Collaboration

I came home from Ditch Lake Manitoba yesterday, and found a copy of my new picturebook, Grandpa’s Music, in the mail.  What a wonderful feeling, to actually hold a copy in my hands!  And at the same time, be very aware of how much energy has come from others in the creating of this thing.  Another’s vision has a huge role in a picturebook, and before the vision of the illustrator, there is the vision of the editor.  It is altogether something like a stageplay, with each playing a role in the coming together of a production.

Then today, there’s another slim package in the mailbox.  And I open it to find an upside down book…no a book, with a picture of a house on the front…and I can’t read the title…because it’s in Hebrew, and it’s to be read what I think of as back-to-front, right to left.  And it comes with a slip of paper from the publisher of my stories for adults, to let me know that somewhere in this volume is my short story “Across the Hall.”  I couldn’t tell you which of the stories is mine.  All I can read is the title on the title page, and “printed in Israel.”  Again, someone I don’t know, and in all likelihood, will never meet, decided he or she liked my story, thought it worthwhile to include, someone else (possibly) translated it, decided where it would work in the collection…took all those steps that are part of creating a book…and here it is, in my hands.

Thank you to so many people.  Writing is not quite the solitary work that it is believed to be…

ancient yelloweds…

After a year spent working in elementary education, I’ve returned to what feels like home, reading about theories and ideas and writing texts.  I’ve been imagining writing and literature course syllabi, and what texts might be useful to not-so-young writing students.

I’ve captured some notes from Tom Chiarella’s Writing Dialogue, which is a solid book to re-visit, and from Josip Novakovich’s Fiction Writer’s Workshop (which has the best chapter on point of view).  Then I picked up my old–ancient–copy of John Gardner’s The Art of Fiction: Notes on Craft for Young Writers.  What was I? about 18 when I ordered this from the Quality Paperback Book Club?

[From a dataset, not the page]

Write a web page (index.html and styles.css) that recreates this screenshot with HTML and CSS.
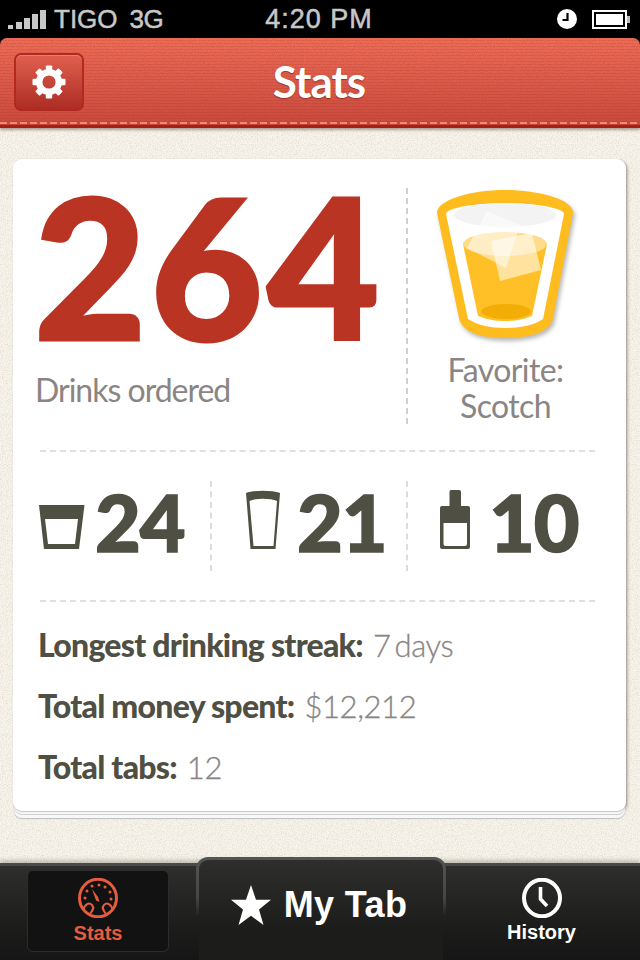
FILE: index.html
```html
<!DOCTYPE html>
<html lang="en">
<head>
<meta charset="utf-8">
<title>Stats</title>
<link rel="stylesheet" href="styles.css">
</head>
<body>
<div class="app">
  <div class="status">
    <div class="status-left">
      <svg class="signal" viewBox="0 0 38 19"><rect x="0" y="15" width="5" height="4"/><rect x="8" y="12" width="6" height="7"/><rect x="16" y="8" width="6" height="11"/><rect x="24" y="4" width="6" height="15"/><rect x="32" y="0" width="6" height="19"/></svg>
      <span class="carrier">TIGO</span><span class="net">3G</span>
    </div>
    <div class="time">4:20 PM</div>
    <div class="status-right">
      <svg class="alarm" viewBox="0 0 20 20"><circle cx="10" cy="10" r="10" fill="#fff"/><path d="M10.500 4v7H5.500" fill="none" stroke="#000" stroke-width="2.200"/></svg>
      <svg class="battery" viewBox="0 0 38 19"><rect x="1" y="1" width="33" height="17" fill="none" stroke="#fff" stroke-width="2"/><rect x="4" y="4" width="27" height="11" fill="#fff"/><rect x="35" y="6" width="3" height="7" fill="#bbb"/></svg>
    </div>
  </div>

  <header class="nav">
    <div class="nav-side">
      <button class="gear-btn" type="button" aria-label="Settings">
        <svg class="gear" viewBox="-17 -17 34 34">
          <circle r="9.800" fill="none" stroke="#fff" stroke-width="6.400"/>
          <g fill="#fff">
            <rect x="-3.200" y="-16.500" width="6.400" height="6" rx="1"/>
            <rect x="-3.200" y="-16.500" width="6.400" height="6" rx="1" transform="rotate(45)"/>
            <rect x="-3.200" y="-16.500" width="6.400" height="6" rx="1" transform="rotate(90)"/>
            <rect x="-3.200" y="-16.500" width="6.400" height="6" rx="1" transform="rotate(135)"/>
            <rect x="-3.200" y="-16.500" width="6.400" height="6" rx="1" transform="rotate(180)"/>
            <rect x="-3.200" y="-16.500" width="6.400" height="6" rx="1" transform="rotate(225)"/>
            <rect x="-3.200" y="-16.500" width="6.400" height="6" rx="1" transform="rotate(270)"/>
            <rect x="-3.200" y="-16.500" width="6.400" height="6" rx="1" transform="rotate(315)"/>
          </g>
        </svg>
      </button>
    </div>
    <h1 class="nav-title">Stats</h1>
    <div class="nav-side"></div>
  </header>

  <main class="content">
    <section class="card">
      <div class="hero">
        <div class="hero-main">
          <div class="big-num">264</div>
          <div class="big-label">Drinks ordered</div>
        </div>
        <div class="hero-fav">
          <svg class="scotch" viewBox="430 185 155 160">
            <path fill="#ffbc1f" d="M437 213C437 200 470 190 505 190S574 200 573 213L553 318C551 332 530 338 505 338S462 332 459 318Z"/>
            <path fill="#fff" d="M446 214C446 208 475 203 505 203S564 208 564 214L543 319C535 325 520 328 505 328S477 325 468 319Z"/>
            <ellipse cx="505" cy="215" rx="51" ry="12" fill="#f3f3f3"/>
            <path fill="#ffbf26" d="M463 244L478 316C488 320 496 321 505 321S522 320 532 316L547 244Z"/>
            <ellipse cx="505" cy="244" rx="42" ry="12" fill="#ffdc8a"/>
            <ellipse cx="506" cy="311.500" rx="25" ry="7.500" fill="#f2ae05"/>
            <path fill="#fff" fill-opacity=".5" d="M487 211L520 225 506 268 467 248Z"/>
            <path fill="#fff" fill-opacity=".55" d="M491 241L532 233 541 270 500 281Z"/>
          </svg>
          <div class="fav-label">Favorite:<br>Scotch</div>
        </div>
      </div>

      <div class="counts">
        <div class="count count-a">
          <svg class="ico-rock" viewBox="0 0 46 44"><path fill="#4f4f43" fill-rule="evenodd" d="M0 0H45.500L40 44H5ZM6 14L9 39H36L39 14Z"/></svg>
          <span class="count-num">24</span>
        </div>
        <div class="count count-b">
          <svg class="ico-pint" viewBox="0 0 34 59"><path fill="#4f4f43" fill-rule="evenodd" d="M0 3C8 0 26 0 34 3L29.500 59H4.500ZM3.500 11L7.500 56H27.500L31 11C24 8 10 8 3.500 11Z"/></svg>
          <span class="count-num">21</span>
        </div>
        <div class="count count-c">
          <svg class="ico-bottle" viewBox="0 0 30 59"><path fill="#4f4f43" fill-rule="evenodd" d="M11 0H19Q21 0 21 2V16H28Q30 16 30 18V57Q30 59 28 59H2Q0 59 0 57V18Q0 16 2 16H9.500V2Q9.500 0 11 0ZM3.500 33V54Q3.500 56 5.500 56H25Q27 56 27 54V33Z"/></svg>
          <span class="count-num">10</span>
        </div>
      </div>

      <ul class="facts">
        <li class="fact"><b class="fact-key">Longest drinking streak:</b><span class="fact-val">7 days</span></li>
        <li class="fact"><b class="fact-key">Total money spent:</b><span class="fact-val">$12,212</span></li>
        <li class="fact"><b class="fact-key">Total tabs:</b><span class="fact-val">12</span></li>
      </ul>
    </section>
  </main>

  <nav class="tabbar">
    <div class="tab-slot tab-slot-left">
      <div class="tab tab-active">
        <svg class="tab-ico" viewBox="0 0 40 40" fill="none" stroke="#e55c3f">
          <ellipse cx="20" cy="20" rx="18.500" ry="18.800" stroke-width="3"/>
          <path stroke-width="2" d="M5 32C7 26 11 24 14 27S14 33 12 36M35 32C33 26 29 24 26 27S26 33 28 36"/>
          <path fill="#e55c3f" stroke="none" d="M14 11L20 19 21.500 24 18 22.500Z"/>
          <g fill="#e55c3f" stroke="none"><circle cx="7" cy="20" r="1.500"/><circle cx="9" cy="13" r="1.500"/><circle cx="14" cy="8" r="1.500"/><circle cx="21" cy="7" r="1.500"/><circle cx="27" cy="9" r="1.500"/><circle cx="32" cy="14" r="1.500"/><circle cx="33" cy="21" r="1.500"/></g>
        </svg>
        <span class="tab-label label-active">Stats</span>
      </div>
    </div>
    <div class="tab-main">
      <svg class="star" viewBox="0 0 40 40"><path fill="#fff" d="M20 0L25 14.800H40L28 24.500 32.500 40 20 30.800 7.500 40 12 24.500 0 14.800H15Z"/></svg>
      <span class="tab-main-label">My Tab</span>
    </div>
    <div class="tab-slot tab-slot-right">
      <div class="tab">
        <svg class="tab-ico" viewBox="0 0 40 40" fill="none" stroke="#fff"><ellipse cx="20" cy="20" rx="18" ry="18.300" stroke-width="4"/><path stroke-width="3.600" d="M18.500 9V21L25 28"/></svg>
        <span class="tab-label">History</span>
      </div>
    </div>
  </nav>
</div>
</body>
</html>
```
FILE: styles.css
```css
* { box-sizing: border-box; }
html, body { margin: 0; padding: 0; }
body { width: 640px; height: 960px; overflow: hidden; background: #000; }
.app { width: 640px; height: 960px; display: flex; flex-direction: column; }

.status { height: 38px; background: #000; display: grid; grid-template-columns: 1fr auto 1fr; align-items: center; padding: 0 10px 0 8px; color: #c8c8c8; font: 26px/38px "Liberation Sans", sans-serif; -webkit-text-stroke: .5px #c8c8c8; }
.status-left { display: flex; align-items: center; }
.signal { width: 38px; height: 19px; fill: #c8c8c8; margin-right: 8px; }
.net { margin-left: 12px; letter-spacing: -.5px; }
.time { font-size: 27px; letter-spacing: 1px; }
.status-right { display: flex; align-items: center; justify-content: flex-end; gap: 15px; }
.alarm { width: 20px; height: 20px; }
.battery { width: 38px; height: 19px; }

.nav { height: 90px; display: grid; grid-template-columns: 1fr auto 1fr; align-items: start; border-radius: 7px 7px 0 0; position: relative; z-index: 1; border-bottom: 3px solid #a91d12; box-shadow: 0 2px 3px rgba(60,40,20,.4);
  background:
    repeating-linear-gradient(0deg, rgba(120,20,10,.1) 0 1px, transparent 1px 3px),
    url("data:image/svg+xml,%3Csvg xmlns='http://www.w3.org/2000/svg' width='200' height='200'%3E%3Cfilter id='n'%3E%3CfeTurbulence type='fractalNoise' baseFrequency='.9' numOctaves='2'/%3E%3CfeColorMatrix values='0 0 0 0 .4 0 0 0 0 .05 0 0 0 0 .03 0 0 0 .6 -.2'/%3E%3C/filter%3E%3Crect width='200' height='200' filter='url(%23n)'/%3E%3C/svg%3E"),
    linear-gradient(#f2705a, #cc4a3e); }
.nav::after { content: ""; height: 2px; background: repeating-linear-gradient(90deg, #f08a72 0 7px, transparent 7px 10px); position: absolute; left: 0; right: 0; bottom: 1px; }
.nav-side { padding: 15px 0 0 14px; }
.gear-btn { display: flex; width: 70px; height: 58px; padding: 0; align-items: center; justify-content: center; border: 2px solid #b3291f; border-radius: 7px; background: linear-gradient(#e0604f, #ad2c24); box-shadow: inset 0 1px 0 rgba(255,255,255,.2); }
.gear { width: 34px; height: 34px; }
.nav-title { margin: 15px 2px 0 0; color: #fff; font: 700 44px/56px Lato, sans-serif; letter-spacing: -1px; text-shadow: 0 1px 1px rgba(110,20,10,.6); }

.content { flex: 1; padding: 31px 14px 0 13px; min-height: 0;
  background:
    url("data:image/svg+xml,%3Csvg xmlns='http://www.w3.org/2000/svg' width='320' height='320'%3E%3Cfilter id='n'%3E%3CfeTurbulence type='fractalNoise' baseFrequency='.8' numOctaves='3'/%3E%3CfeColorMatrix values='0 0 0 0 .55 0 0 0 0 .48 0 0 0 0 .36 0 0 0 .9 -.38'/%3E%3C/filter%3E%3Crect width='320' height='320' filter='url(%23n)'/%3E%3C/svg%3E"),
    #f7f4ec; }
.card { height: 652px; padding: 0 31px 0 27px; background: #fff; border-radius: 9px; box-shadow: 0 1px 1px #c5c5c5, 1px 0 1px rgba(0,0,0,.12), 0 4px 0 -1px #f8f8f8, 0 5px 0 -1px #cfcfcf, 0 8px 0 -1px #f8f8f8, 0 9px 1px -1px #bdbdbd, 2px 2px 3px rgba(90,80,60,.35); }

.hero { height: 293px; display: flex; align-items: flex-start; border-bottom: 2px dashed #e0e0e0; }
.hero-main { width: 366px; flex: none; padding-top: 30px; }
.big-num { color: #b93423; font: 900 194px/153px Lato, sans-serif; letter-spacing: 4px; margin-left: -6px; -webkit-text-stroke: 3px #b93423; white-space: nowrap; }
.big-label { margin-top: 28px; margin-left: -5px; color: #8a8583; font: 400 32px/40px Lato, sans-serif; letter-spacing: -1px; }
.hero-fav { width: 200px; flex: none; height: 236px; margin-top: 29px; border-left: 2px dashed #d0d0d0; display: flex; flex-direction: column; align-items: center; }
.scotch { width: 155px; height: 160px; margin: -3px 0 0 0; flex: none; filter: drop-shadow(2px 3px 2px rgba(0,0,0,.28)); }
.fav-label { margin-top: 7px; color: #8a8583; font: 400 32px/36px Lato, sans-serif; letter-spacing: -.6px; text-align: center; margin-right: 3px; }

.counts { height: 150px; display: flex; align-items: center; border-bottom: 2px dashed #e0e0e0; }
.count { height: 90px; display: flex; align-items: center; }
.count + .count { border-left: 2px dashed #dcdcdc; }
.count-a { width: 170px; gap: 10px; }
.count-b { width: 196px; padding-left: 34px; gap: 17px; }
.count-c { flex: 1; padding-left: 32px; gap: 19px; }
.count-num { color: #4f4f43; font: 900 79px/82px Lato, sans-serif; letter-spacing: -1px; padding-bottom: 8px; -webkit-text-stroke: 1.500px #4f4f43; }
.ico-rock { width: 46px; height: 44px; margin-top: 2px; margin-left: -1px; }
.ico-pint { width: 34px; height: 59px; margin-bottom: 13px; }
.ico-bottle { width: 30px; height: 59px; margin-bottom: 13px; }

.facts { list-style: none; margin: 0 0 0 -2px; padding: 12px 0 0; }
.fact { height: 61px; display: flex; align-items: center; gap: 10px; }
.fact-key { color: #4f4f43; font: 900 32px/40px Lato, sans-serif; letter-spacing: -.75px; }
.fact-val { color: #8a8583; font: 300 31px/40px Lato, sans-serif; letter-spacing: -.4px; word-spacing: -4px; -webkit-text-stroke: .3px #8a8583; }

.tabbar { height: 97px; flex: none; display: flex; position: relative; z-index: 2; border-top: 3px solid #4a4a48; box-shadow: 0 -3px 4px rgba(60,50,40,.25); background: linear-gradient(#2e2e2d, #1b1b1a 70%, #161616); }
.tab-slot { padding: 5px 0 0; display: flex; }
.tab-slot-left { width: 196px; padding-left: 28px; }
.tab-slot-right { width: 194px; justify-content: center; padding-right: 3px; }
.tab { width: 140px; height: 80px; display: flex; flex-direction: column; align-items: center; padding-top: 7px; }
.tab-active { background: #121212; border-radius: 5px; box-shadow: 0 0 0 1px #2c2c2c; }
.tab-ico { width: 40px; height: 40px; flex: none; }
.tab-label { color: #fff; font: 700 20px/24px "Liberation Sans", sans-serif; margin-top: 2px; }
.label-active { color: #e55c3f; margin-top: 3px; }
.tab-main { width: 250px; height: 103px; margin-top: -9px; flex: none; display: flex; align-items: flex-start; justify-content: center; gap: 13px; padding: 25px 4px 0 0; border: 3px solid transparent; border-bottom: 0; border-radius: 12px 12px 0 0; background: linear-gradient(#2e2e2d, #1c1c1b 70%) padding-box, linear-gradient(#555553, #454543 40%, transparent 58%) border-box; }
.star { width: 40px; height: 40px; flex: none; }
.tab-main-label { color: #fff; font: 700 36px/40px "Liberation Sans", sans-serif; letter-spacing: .4px; }
```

Since last September, I’ve had to don reading glasses.  For several months last fall, I’d find I had to have them some days, and other days, I could pull off reading without them.  Now I can’t, not if the book is close to me.  Today, I put on the glasses, and brought the book closer…and as I closed it, the pages fanned, and a particular scent wafted to me: old book smell.

When I was a child, most of what I read was old…old Grosset & Dunlap, most likely.  Nancy Drew, Dana Girls, Judy Bolton.  Ancient yellowed Trixie Belden.  And that old book smell was the best part of summer.

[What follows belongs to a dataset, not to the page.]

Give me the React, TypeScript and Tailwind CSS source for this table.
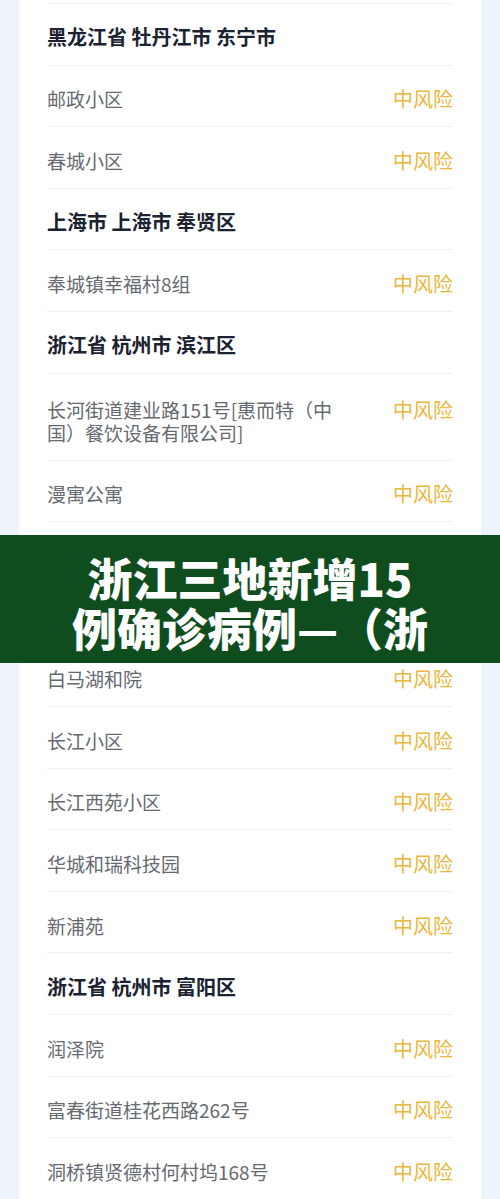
type Row =
  | { kind: "head"; text: string }
  | { kind: "item"; text: string; tall?: boolean }
  | { kind: "blank" };

const ROWS: Row[] = [
  { kind: "head", text: "黑龙江省 牡丹江市 东宁市" },
  { kind: "item", text: "邮政小区" },
  { kind: "item", text: "春城小区" },
  { kind: "head", text: "上海市 上海市 奉贤区" },
  { kind: "item", text: "奉城镇幸福村8组" },
  { kind: "head", text: "浙江省 杭州市 滨江区" },
  { kind: "item", text: "长河街道建业路151号[惠而特（中国）餐饮设备有限公司]", tall: true },
  { kind: "item", text: "漫寓公寓" },
  // these two rows sit under the title banner
  { kind: "blank" },
  { kind: "blank" },
  { kind: "item", text: "白马湖和院" },
  { kind: "item", text: "长江小区" },
  { kind: "item", text: "长江西苑小区" },
  { kind: "item", text: "华城和瑞科技园" },
  { kind: "item", text: "新浦苑" },
  { kind: "head", text: "浙江省 杭州市 富阳区" },
  { kind: "item", text: "润泽院" },
  { kind: "item", text: "富春街道桂花西路262号" },
  { kind: "item", text: "洞桥镇贤德村何村坞168号" },
];

export default function App() {
  return (
    <div
      className="relative min-h-[1199px] w-[500px] overflow-hidden bg-[#eef4fb]"
      style={{ fontFamily: '"Noto Sans CJK SC", "Noto Sans", sans-serif' }}
    >
      <div className="mx-[19px] bg-white px-[28px]">
        <div className="h-[4px] border-b border-[#eeeff1]" />
        {ROWS.map((r, i) => {
          if (r.kind === "blank") {
            return <div key={i} className="h-[61.6px] border-b border-[#eeeff1]" />;
          }
          if (r.kind === "head") {
            return (
              <div
                key={i}
                className="flex h-[61.6px] items-center border-b border-[#eeeff1] pt-[6px] text-[20px] font-bold text-[#1b2230]"
              >
                {r.text}
              </div>
            );
          }
          if (r.tall) {
            return (
              <div
                key={i}
                className="flex h-[87px] items-start justify-between border-b border-[#eeeff1] pt-[24px]"
              >
                <span className="max-w-[312px] text-[19px] leading-[23px] text-[#666a70]">{r.text}</span>
                <span className="shrink-0 text-[20px] leading-[23px] text-[#e9b73c]">中风险</span>
              </div>
            );
          }
          return (
            <div
              key={i}
              className="flex h-[61.6px] items-center justify-between border-b border-[#eeeff1] pt-[6px]"
            >
              <span className="text-[19px] leading-[23px] text-[#666a70]">{r.text}</span>
              <span className="shrink-0 text-[20px] leading-[23px] text-[#e9b73c]">中风险</span>
            </div>
          );
        })}
      </div>

      <div className="absolute left-0 right-0 top-[535px] h-[128px] bg-[#0f4d1f] pt-[18px] text-center text-[45px] font-black leading-[50px] text-white">
        <p>
          浙江三地新增15
          <br />
          例确诊病例—（浙
        </p>
      </div>
    </div>
  );
}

To think I’ve lived long enough to have a book, once new in my hands, acquire that smell.

Just to make sure, I smell it again.

Recycled Summer

Someone took the tent.

     It was a perfect tent.  Big.  Standing room for real people.  A couple of windows for air to blow through.  And the smell: real tent smell of musty canvas with the hot sun pouring through.  You can’t buy that smell.  You can’t manufacture it.  It comes with age and experience.  And now it’s gone.

     I found the tent on a clear Saturday morning, at a townhouse.  The woman selling it looked as if she’d never been on a camping trip in her life.  But she must have had a few secrets.  I bought the entire thing, every pole and peg accounted for, for $6.00, took it home, and set it up.

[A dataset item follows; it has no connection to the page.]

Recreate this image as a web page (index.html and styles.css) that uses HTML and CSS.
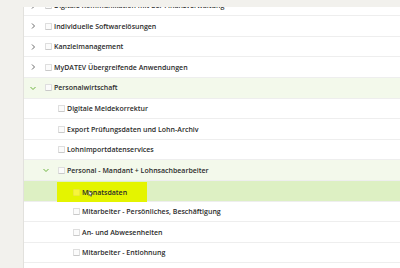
FILE: index.html
```html
<!DOCTYPE html>
<html>
<head>
    <meta charset="UTF-8">
    <title>Programme</title>
    <link rel="stylesheet" href="styles.css">
</head>
<body>
    <div class="panel">
        <ul class="tree">
            <li class="row lvl1">
                <span class="chev"><svg viewBox="0 0 6 6"><polyline points="2,0.5 4.5,3 2,5.5"/></svg></span>
                <span class="box"></span>
                <span class="label">Digitale Kommunikation mit der Finanzverwaltung</span>
            </li>
            <li class="row lvl1">
                <span class="chev"><svg viewBox="0 0 6 6"><polyline points="2,0.5 4.5,3 2,5.5"/></svg></span>
                <span class="box"></span>
                <span class="label">Individuelle Softwarelösungen</span>
            </li>
            <li class="row lvl1">
                <span class="chev"><svg viewBox="0 0 6 6"><polyline points="2,0.5 4.5,3 2,5.5"/></svg></span>
                <span class="box"></span>
                <span class="label">Kanzleimanagement</span>
            </li>
            <li class="row lvl1">
                <span class="chev"><svg viewBox="0 0 6 6"><polyline points="2,0.5 4.5,3 2,5.5"/></svg></span>
                <span class="box"></span>
                <span class="label">MyDATEV Übergreifende Anwendungen</span>
            </li>
            <li class="row lvl1 open">
                <span class="chev"><svg viewBox="0 0 6 6"><polyline points="0.5,2 3,4.5 5.5,2"/></svg></span>
                <span class="box"></span>
                <span class="label">Personalwirtschaft</span>
            </li>
            <li class="row lvl2">
                <span class="chev"></span>
                <span class="box"></span>
                <span class="label">Digitale Meldekorrektur</span>
            </li>
            <li class="row lvl2">
                <span class="chev"></span>
                <span class="box"></span>
                <span class="label">Export Prüfungsdaten und Lohn-Archiv</span>
            </li>
            <li class="row lvl2">
                <span class="chev"></span>
                <span class="box"></span>
                <span class="label">Lohnimportdatenservices</span>
            </li>
            <li class="row lvl2 open">
                <span class="chev"><svg viewBox="0 0 6 6"><polyline points="0.5,2 3,4.5 5.5,2"/></svg></span>
                <span class="box"></span>
                <span class="label">Personal - Mandant + Lohnsachbearbeiter</span>
            </li>
            <li class="row lvl3 selected">
                <span class="chev"></span>
                <span class="hl">
                    <span class="box"></span>
                    <span class="label">Monatsdaten</span>
                    <svg class="cursor" viewBox="0 0 6 8"><path d="M1 0.5 L1 6.5 L2.4 5.2 L3.4 7.5 L4.4 7 L3.4 4.8 L5.3 4.8 Z"/></svg>
                </span>
            </li>
            <li class="row lvl3">
                <span class="chev"></span>
                <span class="box"></span>
                <span class="label">Mitarbeiter - Persönliches, Beschäftigung</span>
            </li>
            <li class="row lvl3">
                <span class="chev"></span>
                <span class="box"></span>
                <span class="label">An- und Abwesenheiten</span>
            </li>
            <li class="row lvl3">
                <span class="chev"></span>
                <span class="box"></span>
                <span class="label">Mitarbeiter - Entlohnung</span>
            </li>
        </ul>
    </div>
</body>
</html>
```

FILE: styles.css
```css
:root {
    --frame: #f2f1ed;
    --frame-line: #e2e1dd;
    --text: #2b2b2b;
    --line: #eeeeee;
    --open: #f3f9eb;
    --selected: #ddf0c3;
    --highlight: #e4f400;
    --chev: #5a5a5a;
    --chev-open: #6cb33f;
}

html, body {
    margin: 0;
    padding: 0;
    height: 100%;
}

body {
    font-family: 'Open Sans', 'Noto Sans', sans-serif;
    background: var(--frame);
    color: var(--text);
    overflow: hidden;
}

.panel {
    margin: 7px 0 0 23px;
    height: calc(100% - 7px);
    background: #ffffff;
    border-left: 1px solid var(--frame-line);
    overflow: hidden;
}

.tree {
    list-style: none;
    margin: -11.3px 0 0 0;
    padding: 0;
}

.row {
    display: flex;
    align-items: center;
    box-sizing: border-box;
    height: 20.6px;
    border-bottom: 1px solid var(--line);
    font-size: 7px;
    font-weight: 600;
    white-space: nowrap;
}

.row.open {
    background: var(--open);
}

.row.selected {
    background: var(--selected);
}

.lvl1 { padding-left: 6px; }
.lvl2 { padding-left: 19px; }
.lvl3 { padding-left: 34px; }

.chev {
    width: 6px;
    height: 6px;
    margin-right: 9px;
    display: flex;
    flex-shrink: 0;
}

.chev svg {
    width: 6px;
    height: 6px;
    fill: none;
    stroke: var(--chev);
    stroke-width: 0.9;
}

.open .chev svg {
    stroke: var(--chev-open);
    stroke-width: 1;
}

.box {
    width: 7px;
    height: 7px;
    box-sizing: border-box;
    border: 1px solid #dedede;
    border-bottom-color: #c9c9c9;
    border-radius: 1px;
    background: #fbfbfb;
    margin-right: 2px;
    flex-shrink: 0;
}

.hl {
    position: relative;
    display: flex;
    align-items: center;
    box-sizing: border-box;
    width: 90px;
    height: 20px;
    margin: 3px 0 0 -16px;
    padding-left: 16px;
    background: var(--highlight);
}

.hl .box {
    background: #f7f53c;
    border-color: #ecea3a;
}

.cursor {
    position: absolute;
    left: 31px;
    top: 8px;
    width: 5px;
    height: 7px;
    fill: #ffffff;
    stroke: #222222;
    stroke-width: 0.7;
}
```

     That was back when we had only one son.  He thought the tent was the best thing, filled it with his toys, and spent the night in it.  And the night after that.  We had our annual end-of-summer bucket of KFC in it, cleaned it out before school started, and packed it away.

     Truth told, we’re not much of a camping family either, but at Lumbaum Lake, up near Merritt, where my grandmother met my grandfather, all of us—five by then—filled that tent.  It rained, it was gusty.  It was not the most pleasant night we’ve spent together.  But it was all about experience and age.

     Back up, in the yard, the tent continued to make shade on a shadeless day, and keep mosquitoes away by night.

     Fast forward to cleaning out the storeroom, and I realized it’s been a few years since anyone resurrected the tent in the yard.  Everyone’s growing up.  I found every pole, every peg, and carried it to the end of the driveway.  Taped up a sign: Free!  Complete!  And went back to the task of organizing the storeroom.

     The tent sat there for half a day.  It was there when I left to shop for groceries, there when I returned.  There when I brought out another bag of garbage.  The clouds gathered, and I wondered if I’d need to rescue it from the rain.

     I was hauling wood to the woodpile, and realized suddenly that it was no longer there.  Someone took the tent.  I thought of their first moment stepping into it—after the cursing of messing with the poles, the slipped hammer of pounding in the pegs—and how they’d breathe in the tent smell, and note the oranged sunlight, and I wished them memory-building in those canvas walls.  I wished them well.

     You can’t buy that smell.  You can only give it away.